There is, however, an area that seems to escape this universality. Man, naturally inclined to believe, has difficulty affirming that he believes in Satan’s existence and interference in human affairs. Out of a misplaced shame, he seems afraid of being mocked.

But what is more surprising is that this kind of repugnance to affirm belief in the devil is found particularly among Catholics, who should know better than anyone that the devil hides in the dark, seeking someone to devour, as St. Peter teaches us.

This kind of shame is, in fact, the first attack of the devil, a leaden weight on the shoulders of he who believes that the devil exists and that he interferes with man’s will to make the sons of Adam fall. Having lost his role of assistant of God, carrying and bringing to us the divine light, he fell into the darkness of hatred and cannot show himself to men as he is without scaring them away.

He must therefore remain hidden and takes special care to make himself be forgotten, to the point of hiding his existence. In the shadows, he can then lay his snares, hatch his plans and enslave souls by distilling the poison of his errors, hiding behind the masks of freemasonry or other back rooms in his pay, where secrecy is always carefully cultivated. Misled by these smokescreens, man is far from suspecting that the devil, prompted by his savage hatred of God and all that carries the sign of God’s love, is at work.
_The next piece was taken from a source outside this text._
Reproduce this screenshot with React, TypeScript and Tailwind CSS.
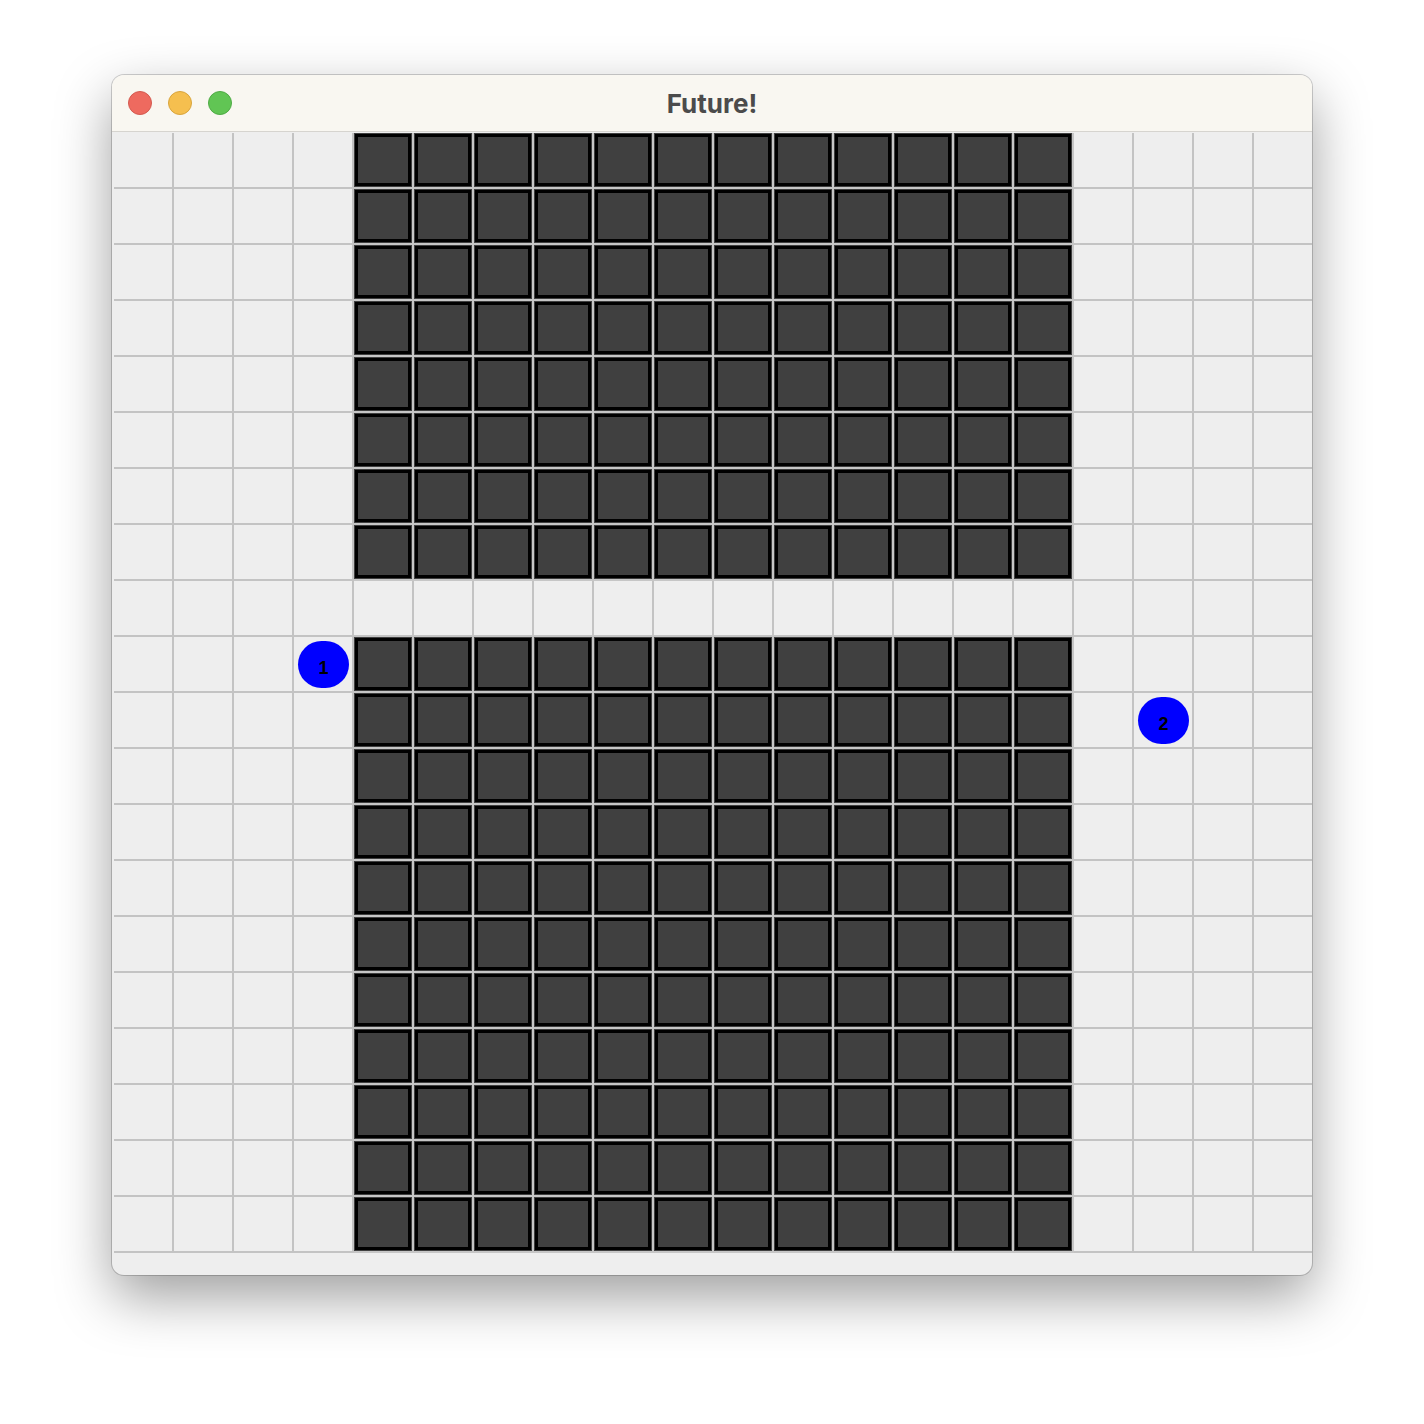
import React from 'react';

const COLS = 20;
const ROWS = 20;

// dark blocks: columns 4..15, every row except row 8
const isWall = (r: number, c: number) => c >= 4 && c <= 15 && r !== 8;

const players: { r: number; c: number; label: string }[] = [
  { r: 9, c: 3, label: '1' },
  { r: 10, c: 17, label: '2' },
];

const Cell: React.FC<{ r: number; c: number }> = ({ r, c }) => {
  const player = players.find(p => p.r === r && p.c === c);

  if (isWall(r, c)) {
    return (
      <div className="w-[60px] h-[56px] border-r-2 border-b-2 border-[#c6c6c6] bg-[#404040] p-px">
        <div className="w-full h-full border-[3px] border-black bg-[#404040]" />
      </div>
    );
  }

  return (
    <div className="w-[60px] h-[56px] border-r-2 border-b-2 border-[#c3c3c3] bg-[#eeeeee] flex items-center justify-center">
      {player && (
        <div className="w-[51px] h-[47px] ml-[1px] mt-[1px] rounded-full bg-[#0000ff] flex items-center justify-center pt-[7px]">
          <span className="text-[18px] font-bold text-black leading-none" style={{ fontFamily: '"Liberation Sans", Arial, sans-serif' }}>
            {player.label}
          </span>
        </div>
      )}
    </div>
  );
};

const App: React.FC = () => {
  const cells = [];
  for (let r = 0; r < ROWS; r++) {
    for (let c = 0; c < COLS; c++) {
      cells.push(<Cell key={`${r}-${c}`} r={r} c={c} />);
    }
  }

  return (
    <div className="w-[1424px] h-[1424px] bg-white pt-[75px] flex justify-center">
      <div className="w-[1200px] h-[1200px] rounded-[12px] overflow-hidden bg-[#eeeeee] flex flex-col shadow-[0_22px_55px_rgba(0,0,0,0.38),0_0_0_1px_rgba(0,0,0,0.18)]">
        {/* title bar */}
        <div className="relative h-[57px] bg-[#f9f7f1] border-b border-[#d6d4cf] flex items-center justify-center shrink-0">
          <div className="absolute left-[16px] top-[16px] flex gap-[16px]">
            <span className="w-[24px] h-[24px] rounded-full bg-[#ee6a5f] border border-[#d45a50]" />
            <span className="w-[24px] h-[24px] rounded-full bg-[#f5bf4f] border border-[#d9a53d]" />
            <span className="w-[24px] h-[24px] rounded-full bg-[#61c554] border border-[#4fab45]" />
          </div>
          <span className="text-[26px] font-bold text-[#4b4b4b]" style={{ fontFamily: 'Inter, "Open Sans", sans-serif' }}>
            Future!
          </span>
        </div>
        {/* board */}
        <div className="grid grid-cols-[repeat(20,60px)] ml-[2px] mt-[1px] w-[1200px]">{cells}</div>
      </div>
    </div>
  );
};

export default App;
If we were attentive to detect the signs of his presence, we could see his mark in the hedonism that reigns in our world, where man seems to have only one ambition: “to profit”. This world, exalting the search for comforts, constantly and at all costs, carries the mark of Satan, who hates any kind of renouncement and sacrifice.

But the devil is mainly at work in the area of public affairs. With undeniable brilliance, there he deploys all his demonic ability. Modern history, made of successive revolutions, can be understood only if we refer to his poison. He was the soul of the French revolution, which proclaimed the rights of man without any regard for those of God. Refusal to serve God inspired the revolt of those men who followed him closely in his hatred of any form of authority. The same refusal inspires all other such revolts before and after the French revolution.

Infecting politics, he subdues a large number of souls and perverts them by means of iniquitous laws. His foul-smelling breath inspires the laws of death that attack the inviolable laws of life.

Without respite, the devil launches his invisible, but quite real, nets and thus keeps men enslaved. Let us be vigilant: the devil is not a dream, but a living being who, in his hatred of all that carries the name of God, attacks the Church and souls. Our Christian life is a life of combat.

Let us take the weapon of the Rosary, so that Our Lady of Victories may tear off the mask of the devil and bring him down just when, in his foolish pride, he is already celebrating what he believes is his victory.